State of New York Supreme Court, Appellate Division Third Judicial Department


October 8, 2009

IN THE MATTER OF MICHAEL DALTON, RESPONDENT,
v.
RANDY JAMES, AS SUPERINTENDENT OF CAMP GEORGETOWN CORRECTIONAL FACILITY, ET AL., APPELLANTS.

MEMORANDUM AND ORDER

Calendar Date: September 18, 2009

Before: Cardona, P.J., Peters, Kavanagh, Stein and McCarthy, JJ.

Appeal from a judgment of the Supreme Court (Garry, J.), entered December 2, 2008 in Madison County, which granted petitioner's application, in a proceeding pursuant to CPLR article 78, to annul a determination of respondent Department of Correctional Services calculating petitioner's prison sentence.

In July 2005, petitioner was sentenced as a second felony offender to a prison term of 2 to 4 years upon his conviction of criminal sale of a controlled substance in the fifth degree. Both the sentence and commitment order and the sentencing minutes failed to address the manner in which this sentence was to run relative to petitioner's prior undischarged prison terms. Respondent Department of Correctional Services thereafter calculated petitioner's 2005 sentence as running consecutively to his prior undischarged prison terms, prompting petitioner to commence a habeas corpus proceeding to challenge that computation and the legality of his continued incarceration. Supreme Court converted the matter to this CPLR article 78 proceeding, annulled the sentencing calculation and ordered that petitioner be resentenced. This appeal by respondents followed.

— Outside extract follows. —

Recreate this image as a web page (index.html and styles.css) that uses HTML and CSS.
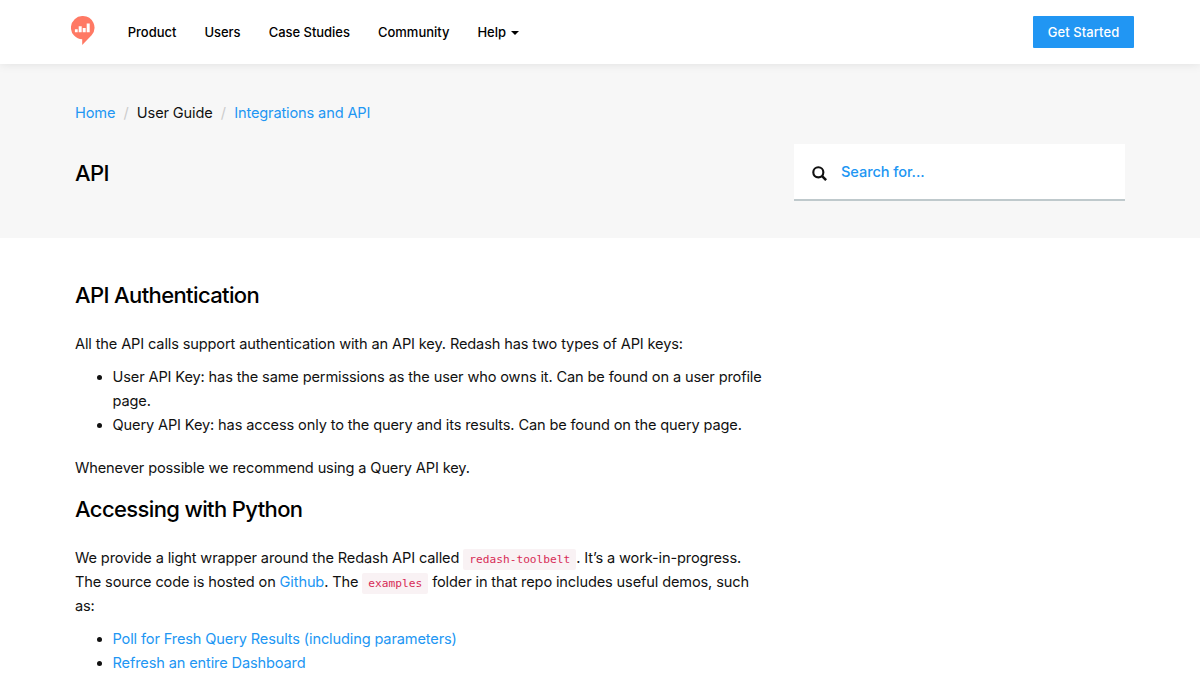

There is no dispute that petitioner was sentenced in 2005 as a second felony offender and, therefore, was subject to the consecutive sentencing provisions of Penal Law § 70.25 (2-a). Where, as here, a statute requires the imposition of a consecutive sentence, the sentencing court is deemed to have imposed the consecutive sentence the law requires -- even in the absence of a judicial directive to that effect (see People ex rel. Gill v Greene, 12 NY3d 1, 4 [2009]; People ex rel. Nadal v Rivera, 63 AD3d 1434 [2009]; People ex rel. Lopez v Yelich, 63 AD3d 1433 [2009]; People ex rel. Driscoll v LaClair, 63 AD3d 1364 [2009]). Accordingly, we discern no error in the computation of petitioner's sentence (see Matter of Grey v Fischer, 63 AD3d 1431 [2009]; People ex rel. Taylor v Brown, 62 AD3d 1063, 1064 [2009]). Supreme Court's judgment is, therefore, reversed and the petition is dismissed.

Cardona, P.J., Peters, Kavanagh, Stein and McCarthy, JJ., concur.

ORDERED that the judgment is reversed, on the law, without costs, and petition dismissed.